Vocabolario Dantesco
rannicchiare v.
Commedia 1 (1 Purg.).
Commedia rannicchia Purg. 10.116.
Prima att. Da nicchio (DELI 2 s.v. rannicchiare), il verbo ricorre esclusivamente a Purg. 10.116, dove ha valore causativo: la «grave condizione» che tormenta le anime dei superbi, infatti, li fa rannicchiare, cioè fa sì che debbano piegare il corpo, avvicinando il petto alle ginocchia, per sostenere il peso (il «pondo», fisico e insieme morale, di Purg. 11.26; vd. pondo) dei macigni che, per contrappasso, gravano su di loro. Spiega efficacemente il verbo ad es. Vellutello (ad l.), che chiosa: «rannicchiare si è stringersi, e raccorsi tutto in un gruppo, come il Poeta vuol inferire, che facevano queste anime sotto i gravi pesi, e è per similitudine da' nicchi, o siano cappe, che si raccogliono, e restringonsi, come la lumaca, dentro da le case loro». Nel Trecento il verbo, oltre che nei commenti danteschi, è att. in Piero de' Crescenzi volg., ma col signif. estens. di 'diminuire di volume, ridursi' (cfr.

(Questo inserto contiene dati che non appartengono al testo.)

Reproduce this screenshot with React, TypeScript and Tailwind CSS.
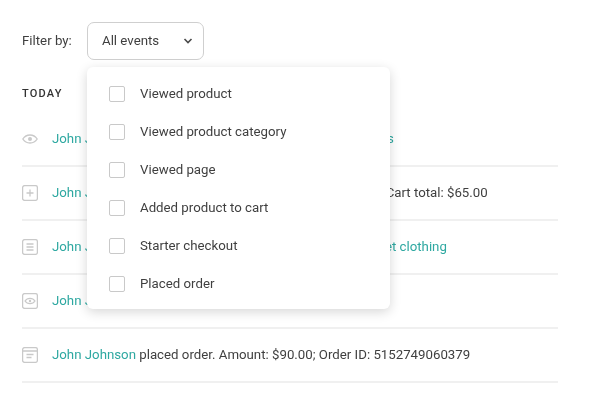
const Box = ({ children }: { children?: React.ReactNode }) => (
  <svg width="16" height="16" viewBox="0 0 16 16" fill="none" stroke="#c9c9c9" strokeWidth="1.3" className="shrink-0">
    <rect x="0.6" y="0.6" width="14.8" height="14.8" rx="2" />
    {children}
  </svg>
);

const EyeBare = () => (
  <svg width="16" height="16" viewBox="0 0 16 16" fill="none" stroke="#c9c9c9" strokeWidth="1.3" className="shrink-0">
    <path d="M0.8 8C2.600 5.300 5 4 8 4s5.400 1.300 7.200 4c-1.800 2.700-4.200 4-7.200 4S2.600 10.700.8 8z" />
    <circle cx="8" cy="8" r="2" fill="#c9c9c9" stroke="none" />
  </svg>
);

const rows = [
  {
    icon: <EyeBare />,
    body: <><span className="text-[#2ea8a1]">John Johnson</span> viewed product category <span className="text-[#2ea8a1]">Tanks and T-shirts</span></>,
  },
  {
    icon: (
      <Box>
        <path d="M8 4.500v7M4.500 8h7" />
      </Box>
    ),
    body: <><span className="text-[#2ea8a1]">John Johnson</span> added product to cart: Basic Cotton Shirt. Cart total: $65.00</>,
  },
  {
    icon: (
      <Box>
        <path d="M4.500 5h7M4.500 8h7M4.500 11h7" />
      </Box>
    ),
    body: <><span className="text-[#2ea8a1]">John Johnson</span> viewed page: <span className="text-[#2ea8a1]">Sale: Up to 50% off best street clothing</span></>,
  },
  {
    icon: (
      <Box>
        <path d="M3 8c1.200-1.800 2.900-2.700 5-2.700s3.800.9 5 2.700c-1.200 1.800-2.900 2.700-5 2.700S4.200 9.800 3 8z" />
        <circle cx="8" cy="8" r="1.200" fill="#c9c9c9" stroke="none" />
      </Box>
    ),
    body: <><span className="text-[#2ea8a1]">John Johnson</span> viewed product</>,
  },
  {
    icon: (
      <Box>
        <path d="M1 4h14M4.500 7.500h7M4.500 10.500h5" />
      </Box>
    ),
    body: <><span className="text-[#2ea8a1]">John Johnson</span> placed order. Amount: $90.00; Order ID: 5152749060379</>,
  },
];

const options = [
  "Viewed product",
  "Viewed product category",
  "Viewed page",
  "Added product to cart",
  "Starter checkout",
  "Placed order",
];

export default function App() {
  return (
    <div className="relative h-[400px] w-[590px] overflow-hidden bg-white pl-[22px] pr-[32px] pt-[22px] font-['Roboto',sans-serif] text-[13.25px] text-[#3f3f3f] blur-[0.35px]">
      <div className="flex items-center">
        <span className="w-[65px]">Filter by:</span>
        <button className="flex h-[38px] w-[117px] items-center justify-between rounded-[7px] border border-[#cfcfcf] bg-white pl-[14px] pr-[10px] text-[13.25px] text-[#3f3f3f]">
          All events
          <svg width="10" height="6" viewBox="0 0 10 6" fill="none" stroke="#4a4a4a" strokeWidth="1.600">
            <path d="M1.500 1l3.500 3.500L8.500 1" />
          </svg>
        </button>
      </div>

      <div className="mt-[27px] text-[11px] font-medium leading-[14px] tracking-[0.11em] text-[#333333]">TODAY</div>

      <div className="mt-[12px]">
        {rows.map((r, i) => (
          <div key={i} className="flex h-[54px] items-center gap-[14px] border-b-2 border-[#f0f0f0] pb-[1px]">
            {r.icon}
            <span className="whitespace-nowrap">{r.body}</span>
          </div>
        ))}
      </div>

      <div className="absolute left-[87px] top-[67px] w-[303px] rounded-[6px] bg-white py-[7px] shadow-[0_3px_12px_rgba(0,0,0,0.16)]">
        {options.map((o) => (
          <div key={o} className="flex h-[38px] items-center gap-[15px] pl-[22px] pt-[1px]">
            <span className="h-[16px] w-[16px] rounded-[2px] border border-[#c9c9c9] bg-white" />
            <span>{o}</span>
          </div>
        ))}
      </div>
    </div>
  );
}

TLIO s.v. rannicchiare).
Autore: Chiara Murru.
Data redazione: 26.04.2021.
Data ultima revisione: 22.07.2021.
1 Far contrarre e piegare qno facendo sì che la sua schiena si pieghi e che il petto si avvicini alle ginocchia.
[1] Purg. 10.116: Ed elli a me: «La grave condizione / di lor tormento a terra li rannicchia, / sì che ' miei occhi pria n'ebber tencione.